There should therefore be no compromise with the FN – a view shared by Audrey Pulvar:
Can fifteen years of upset around the world really have been sufficient to have destroyed whatever desire we might have had to become one people, living in a country with a multi-ethnic population? Or is it the case that the poison of hatred that has filtered down to us has just taken its time to surface? Has it proliferated over marked by the destruction of political thought and the discouragement of hope?
Debate between the two rounds of the election pulled no punches. It is worth noting that the towns where Le Pen scored lowest are the same ones that saw the highest proportion of the population turning out to demonstrate after the Charlie Hebdo attack on 11 January 2015. Hervé Le Bras explains:
The towns, especially the most powerful ones, have become points of contact and exchange with the world. Those that are the most important closely resemble those ‘global cities’ … Consequently their residents wish to preserve France’s opening up to the world and to Europe in particular. The important point is that, of all the candidates, only Macron stood up for Europe without imposing any unrealistic conditions on how it might be changed.
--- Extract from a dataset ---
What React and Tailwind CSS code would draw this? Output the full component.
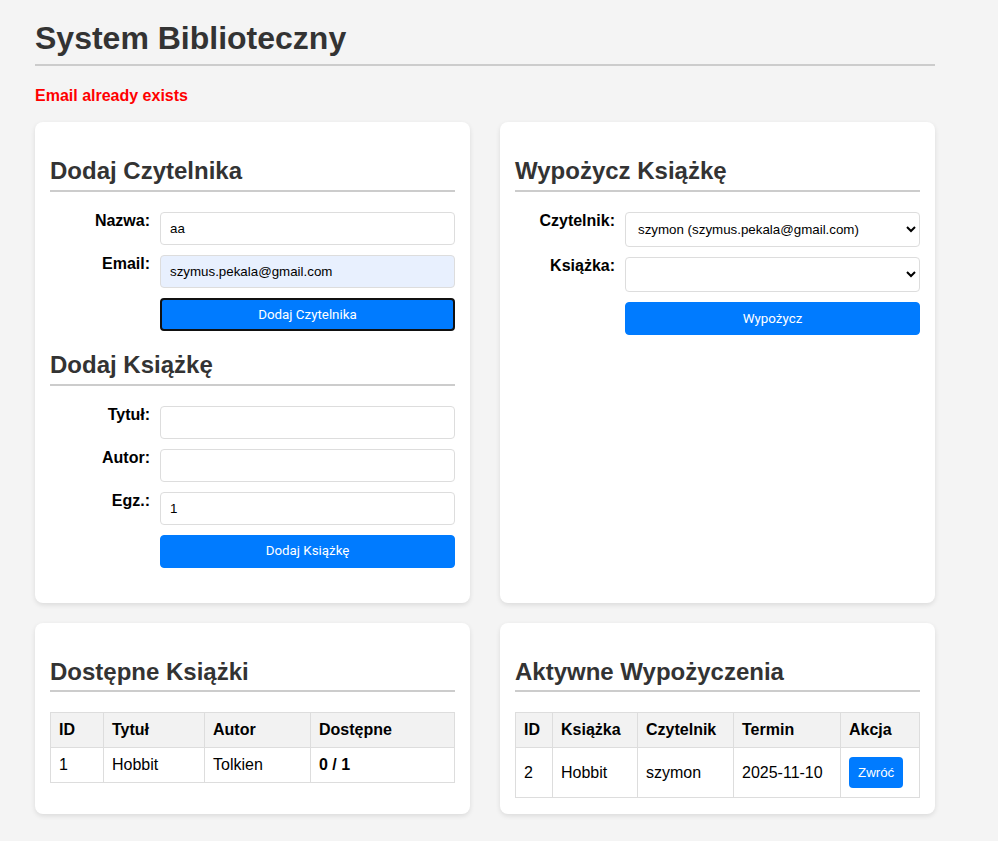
import { useState } from 'react';

const FONT = "font-['Liberation_Sans',Arial,sans-serif]";

const books = [{ id: 1, title: 'Hobbit', author: 'Tolkien', available: 0, total: 1 }];
const loans = [{ id: 2, book: 'Hobbit', reader: 'szymon', due: '2025-11-10' }];

function Card({ children }) {
    return (
        <div className="bg-white rounded-lg shadow-[0_2px_5px_rgba(0,0,0,0.1)] px-[15px] pt-[15px] pb-[16px]">
            {children}
        </div>
    );
}

function SectionTitle({ children }) {
    return (
        <h2 className="mt-[20px] mb-[20px] text-2xl leading-[27.6px] font-bold text-[#333] pb-[5px] border-b-2 border-[#ccc]">
            {children}
        </h2>
    );
}

function FieldRow({ label, children }) {
    return (
        <div className="flex items-start mb-[10px]">
            <label className="w-[100px] text-right font-bold text-base leading-[18.4px] text-black">{label}</label>
            <div className="ml-[10px] w-[295px]">{children}</div>
        </div>
    );
}

const inputCls =
    'w-full h-[33px] px-[9px] border border-[#ddd] rounded text-[13.33px] text-black outline-none';

function SubmitButton({ children, focused }) {
    return (
        <div className="flex">
            <div className="w-[110px]"></div>
            <button
                className={`w-[295px] h-[33px] rounded bg-[#007bff] text-white text-[13.33px] font-['Roboto',Arial,sans-serif] ${
                    focused ? 'border-2 border-[#111]' : 'border border-[#007bff]'
                }`}
            >
                {children}
            </button>
        </div>
    );
}

const cell = 'border border-[#ddd] p-[8px] leading-[18px]';

export default function App() {
    const [name, setName] = useState('aa');
    const [email, setEmail] = useState('szymus.pekala@gmail.com');
    const [copies, setCopies] = useState('1');

    return (
        <div className={`min-h-screen bg-[#f4f4f4] px-[35px] pt-[20px] pb-[28px] ${FONT}`}>
            <div className="w-[900px]">
                <h1 className="text-[32px] leading-[37px] font-bold text-[#333] pb-[7px] border-b-2 border-[#ccc]">
                    System Biblioteczny
                </h1>
                <p className="mt-[21px] text-base leading-[18.4px] font-bold text-[#ff0000]">Email already exists</p>

                <div className="grid grid-cols-2 gap-x-[30px] gap-y-[20px] mt-[17px]">
                    {/* Dodaj czytelnika + książkę */}
                    <Card>
                        <SectionTitle>Dodaj Czytelnika</SectionTitle>
                        <FieldRow label="Nazwa:">
                            <input className={inputCls} value={name} onChange={(e) => setName(e.target.value)} />
                        </FieldRow>
                        <FieldRow label="Email:">
                            <input
                                className={`${inputCls} bg-[#e8f0fe]`}
                                value={email}
                                onChange={(e) => setEmail(e.target.value)}
                            />
                        </FieldRow>
                        <SubmitButton focused>Dodaj Czytelnika</SubmitButton>

                        <SectionTitle>Dodaj Książkę</SectionTitle>
                        <FieldRow label="Tytuł:">
                            <input className={inputCls} />
                        </FieldRow>
                        <FieldRow label="Autor:">
                            <input className={inputCls} />
                        </FieldRow>
                        <FieldRow label="Egz.:">
                            <input className={inputCls} value={copies} onChange={(e) => setCopies(e.target.value)} />
                        </FieldRow>
                        <SubmitButton>Dodaj Książkę</SubmitButton>
                        <div className="h-[19px]"></div>
                    </Card>

                    {/* Wypożycz */}
                    <Card>
                        <SectionTitle>Wypożycz Książkę</SectionTitle>
                        <FieldRow label="Czytelnik:">
                            <select className="w-full h-[35px] px-[8px] bg-white border border-[#ddd] rounded text-[13.33px] text-black">
                                <option>szymon (szymus.pekala@gmail.com)</option>
                            </select>
                        </FieldRow>
                        <FieldRow label="Książka:">
                            <select className="w-full h-[35px] px-[8px] bg-white border border-[#ddd] rounded text-[13.33px] text-black">
                                <option></option>
                            </select>
                        </FieldRow>
                        <SubmitButton>Wypożycz</SubmitButton>
                    </Card>

                    {/* Dostępne książki */}
                    <Card>
                        <SectionTitle>Dostępne Książki</SectionTitle>
                        <table className="w-full table-fixed border-collapse text-base text-black">
                            <colgroup>
                                <col className="w-[53px]" />
                                <col className="w-[101px]" />
                                <col className="w-[106px]" />
                                <col />
                            </colgroup>
                            <thead>
                                <tr className="bg-[#f2f2f2]">
                                    {['ID', 'Tytuł', 'Autor', 'Dostępne'].map((h) => (
                                        <th key={h} className={`${cell} text-left font-bold`}>
                                            {h}
                                        </th>
                                    ))}
                                </tr>
                            </thead>
                            <tbody>
                                {books.map((b) => (
                                    <tr key={b.id}>
                                        <td className={cell}>{b.id}</td>
                                        <td className={cell}>{b.title}</td>
                                        <td className={cell}>{b.author}</td>
                                        <td className={`${cell} font-bold`}>
                                            {b.available} / {b.total}
                                        </td>
                                    </tr>
                                ))}
                            </tbody>
                        </table>
                    </Card>

                    {/* Aktywne wypożyczenia */}
                    <Card>
                        <SectionTitle>Aktywne Wypożyczenia</SectionTitle>
                        <table className="w-full table-fixed border-collapse text-base text-black">
                            <colgroup>
                                <col className="w-[37px]" />
                                <col className="w-[85px]" />
                                <col className="w-[96px]" />
                                <col className="w-[107px]" />
                                <col />
                            </colgroup>
                            <thead>
                                <tr className="bg-[#f2f2f2]">
                                    {['ID', 'Książka', 'Czytelnik', 'Termin', 'Akcja'].map((h) => (
                                        <th key={h} className={`${cell} text-left font-bold`}>
                                            {h}
                                        </th>
                                    ))}
                                </tr>
                            </thead>
                            <tbody>
                                {loans.map((l) => (
                                    <tr key={l.id} className="h-[50px]">
                                        <td className={cell}>{l.id}</td>
                                        <td className={cell}>{l.book}</td>
                                        <td className={cell}>{l.reader}</td>
                                        <td className={cell}>{l.due}</td>
                                        <td className={cell}>
                                            <button className="h-[31px] px-[9px] rounded bg-[#007bff] text-white text-[13.33px] align-middle">
                                                Zwróć
                                            </button>
                                        </td>
                                    </tr>
                                ))}
                            </tbody>
                        </table>
                    </Card>
                </div>
            </div>
        </div>
    );
}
A place for everyone: democratic virtue put to the test
In 1944, Karl Polanyi stated that capitalism was doomed to suffer serious crises because, if it was to evolve, it was conditional upon a variety of social skills prior to its existence that it would destroy. The idea of giving freely and the notion of reciprocity, for example, constitute social behaviour that is dependent neither on the market nor on self-interest. The growth of towns and cities concentrates wealth in a limited number of places around the planet. Because of the mobility that some populations around the globe have managed to attain, families and towns or work communities are in danger of disintegrating. They resist being transformed into ‘products’. Everyone strives to grasp the opportunities that enable us to live, but we are trapped in structures that are uncontrolled and uncontrollable. All the problems of everyday experience converge to blame such fears on the way we organize ourselves, on our appetite for wealth and on social struggles.
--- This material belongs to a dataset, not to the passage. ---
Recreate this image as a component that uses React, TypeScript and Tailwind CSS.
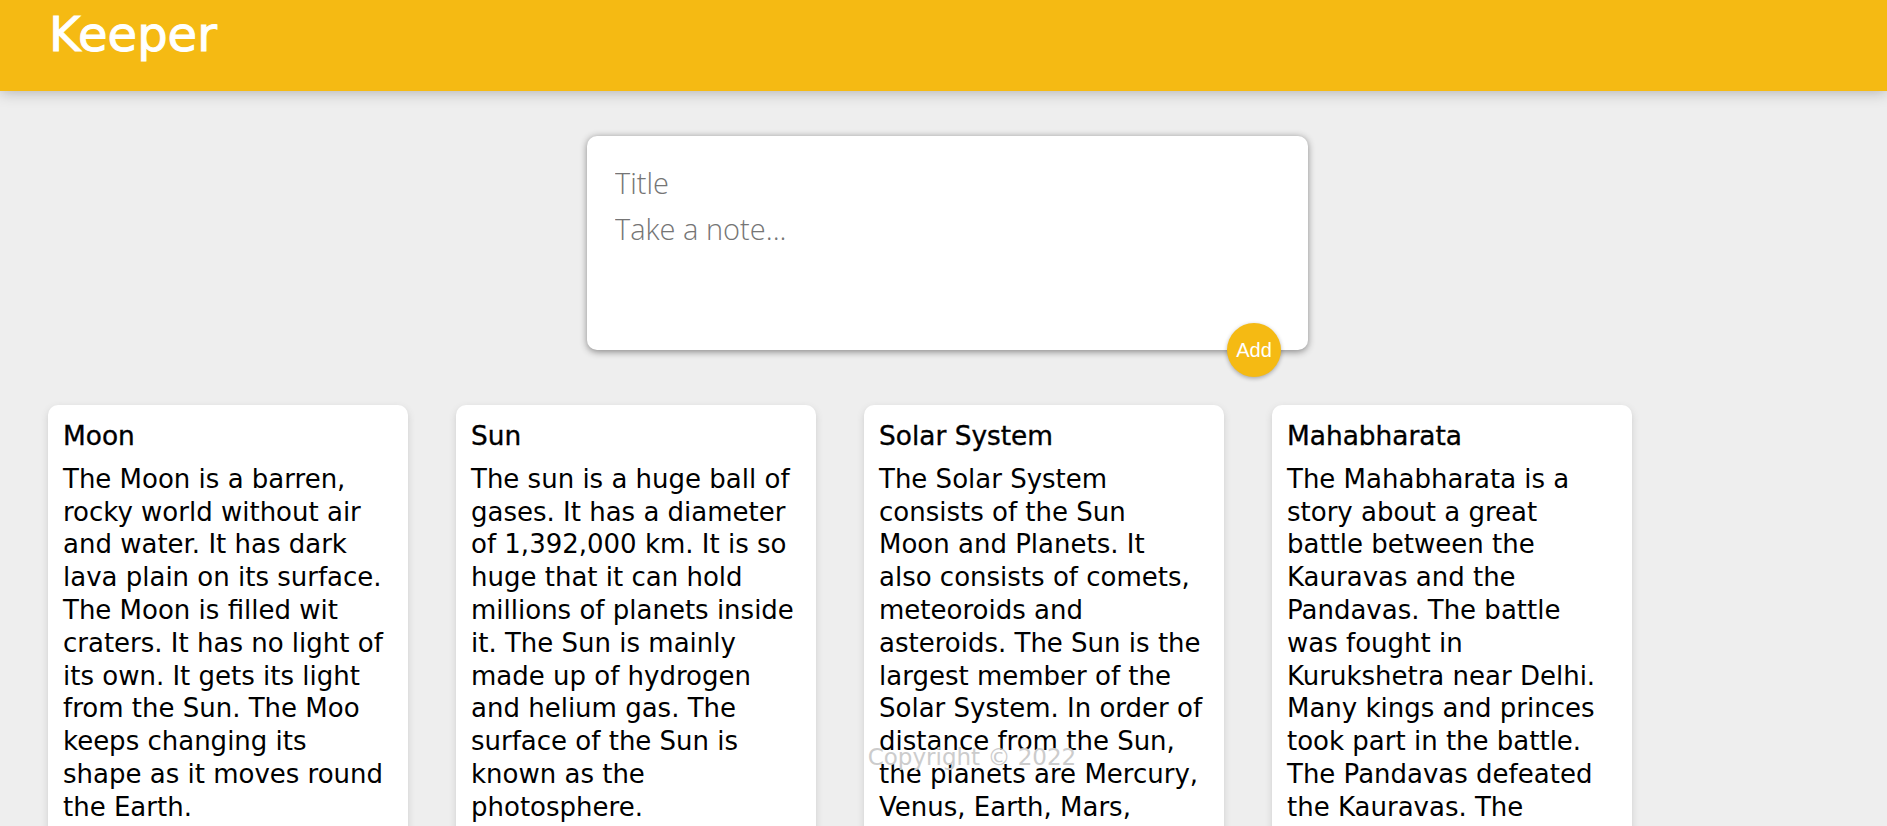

French social systems have cushioned the effects of the phenomenon whereby the ease enjoyed by the super-rich contrasts with the long-term stagnation of income for the middle classes. But that is not enough to stem the anger of the least mobile, whose income remains frozen. France must adopt a strategy of ‘flexisecurity’, the effects of which have been studied by Bernard Gazier. It calls for rethinking welfare in a way that is designed to act as a shield against the risks that everyone has to face, and to make provision for retirement without neglecting the vagaries of life that people may encounter, or failing to take their geographical location into account.
‘Certain changes, often those that are among the most important and risky, involve events of a personal nature (marriage or other partnerships, separation, illness, birth, etc.) and events of a professional nature (losing a job or being given one, training, re-training, etc.). The general framework that we are dealing with here is thus the systematic, negotiated organization of change. … One of the possible, and in our view increasingly necessary, functions of any dialogue about territorial social support is representation for those who are isolated; and by that we also mean employees of small companies as well as short-term employees, such as temps, freelancers and people on zero-hours contracts.’
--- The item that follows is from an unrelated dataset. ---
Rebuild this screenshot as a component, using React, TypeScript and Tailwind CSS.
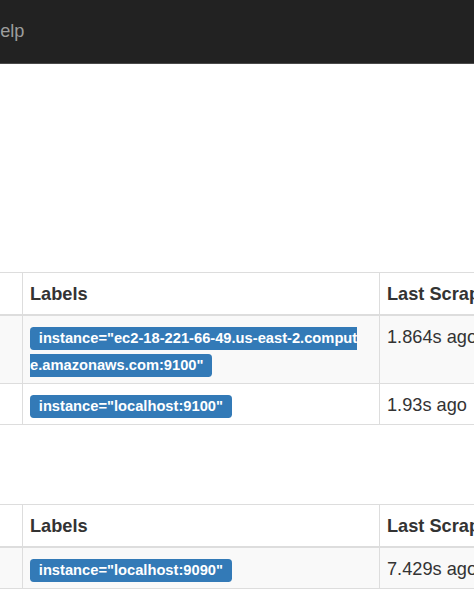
import React from "react";

const font = { fontFamily: '"Liberation Sans", Arial, Helvetica, sans-serif' };

function Badge({ children }: { children: React.ReactNode }) {
  return (
    <span className="inline bg-[#337ab7] text-white font-bold text-[14.7px] leading-none px-[0.6em] pt-[0.2em] pb-[0.3em] rounded-[0.25em] break-all">
      {children}
    </span>
  );
}

function Row({
  labels,
  last,
  striped,
}: {
  labels: string;
  last: string;
  striped?: boolean;
}) {
  return (
    <div
      className={`flex border-b border-[#dddddd] text-[18.2px] leading-[27px] text-[#333333] ${
        striped ? "bg-[#f9f9f9]" : "bg-white"
      }`}
    >
      <div className="w-[22px] shrink-0" />
      <div className="w-[357px] shrink-0 border-l border-[#dddddd] pl-[7px] pr-[18px] pt-[8px] pb-[5px]">
        <Badge>{labels}</Badge>
      </div>
      <div className="w-[220px] shrink-0 border-l border-[#dddddd] pl-[7px] pt-[8px] pb-[5px] whitespace-nowrap">
        {last}
      </div>
    </div>
  );
}

function Table({ rows }: { rows: { labels: string; last: string }[] }) {
  return (
    <div className="border-t border-[#dddddd]">
      <div className="flex border-b-2 border-[#dddddd] text-[18.2px] leading-[27px] font-bold text-[#333333]">
        <div className="w-[22px] shrink-0" />
        <div className="w-[357px] shrink-0 border-l border-[#dddddd] pl-[7px] pr-[7px] pt-[8px] pb-[6px]">
          Labels
        </div>
        <div className="w-[220px] shrink-0 border-l border-[#dddddd] pl-[7px] pt-[8px] pb-[6px] whitespace-nowrap">
          Last Scrape
        </div>
      </div>
      {rows.map((r, i) => (
        <Row key={i} labels={r.labels} last={r.last} striped={i % 2 === 0} />
      ))}
    </div>
  );
}

export default function App() {
  return (
    <div className="w-[474px] h-[606px] overflow-hidden bg-white" style={font}>
      <div className="h-[64px] bg-[#222222] border-b border-[#4a4a4a]">
        <div className="pt-[18px] text-[18.2px] leading-[26px] text-[#9d9d9d] whitespace-nowrap ml-[-13px]">
          Help
        </div>
      </div>
      <div className="mt-[208px]">
        <Table
          rows={[
            {
              labels: 'instance="ec2-18-221-66-49.us-east-2.compute.amazonaws.com:9100"',
              last: "1.864s ago",
            },
            { labels: 'instance="localhost:9100"', last: "1.93s ago" },
          ]}
        />
      </div>
      <div className="mt-[79px]">
        <Table rows={[{ labels: 'instance="localhost:9090"', last: "7.429s ago" }]} />
      </div>
    </div>
  );
}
Some communes are leading the way by seeking employers that are linked to globalization. Sevrey, near Châlon, has succeeded in attracting Amazon. Carhaix is playing host to a large dairy for China. In addition to an investment of several hundred million euros, the factory secures the continuity of an activity that is crucial in this vulnerable agricultural area. Laval supports centres for research into 3-D imaging and the design of simulation systems for military or civilian use. We still have to try to understand why it is that areas rich in vineyards, high-quality agriculture or tourist centres continue to express resentment of urban areas and vote for the FN. The experience of the gap separating them from the mobile, connected world, the resentment of people who are banished to the fringes of the world of connected leisure pursuits and entertainment for the jet-set are important factors, reminding us that voting is, after all, an individual act.
In France, where political expression is a central aspect of shared existence, the hopes that derive from fifty years of peace and growth have just faded away. The concentration of wealth in just a few areas of the territory is destroying the feeling of belonging to a national collective. This would be all the more the case if France were to be swallowed up in Europe… Occupation of public spaces, the creation of alternative and spontaneous movements, networks of activists – all these have become a familiar part of everyday life, often with the addictive involvement of social networks. But how do you get from the experience of this kind of networking to any real kind of transformation? Today, this question is of crucial importance and lies at the heart of a range of political experiences: the candidates’ websites were crucial drivers of their campaigns. Jean-Luc Mélenchon videos racked up 13 million views on YouTube. Over 400,000 people who logged on to the site during the campaign were then asked to say how they would vote in the second round.
Communication is no longer one-way and representatives are turning into local delegates. Opinions can shift from resignation to engagement and possible solutions and innovative measures are subjected to permanent comparison. Macron will not be able to count on having a majority of compliant, unquestioning supporters. Members of the parliament and ministers will have to demonstrate their credibility every day. The need for concrete thought about day-to-day existence in a globalized regime will be imperative. Whatever community support networks no longer provide will have to be reconstructed through online and face-to-face social support for today’s generations. Europe can prove to be the laboratory for a century undergoing transformation if it takes seriously the day-to-day lives of its inhabitants.
As well as the political majorities, the entire social pact is undergoing crisis. Emmanuel Macron and his entourage would be making a grave mistake if they were to content themselves with a macro-economic political approach. The new presidency must deal with the question of how the democratic debate is to happen, move towards participatory decision-making and reinforce public services, since their weakening is what has been behind reactionary voting. If, on the other hand, Macron, having been elected, were to forget all about his 1 May speech about the ‘new republic’, and instead to shut himself away in France’s palaces and content himself with proclaiming his powers, then his honeymoon period will be very short indeed.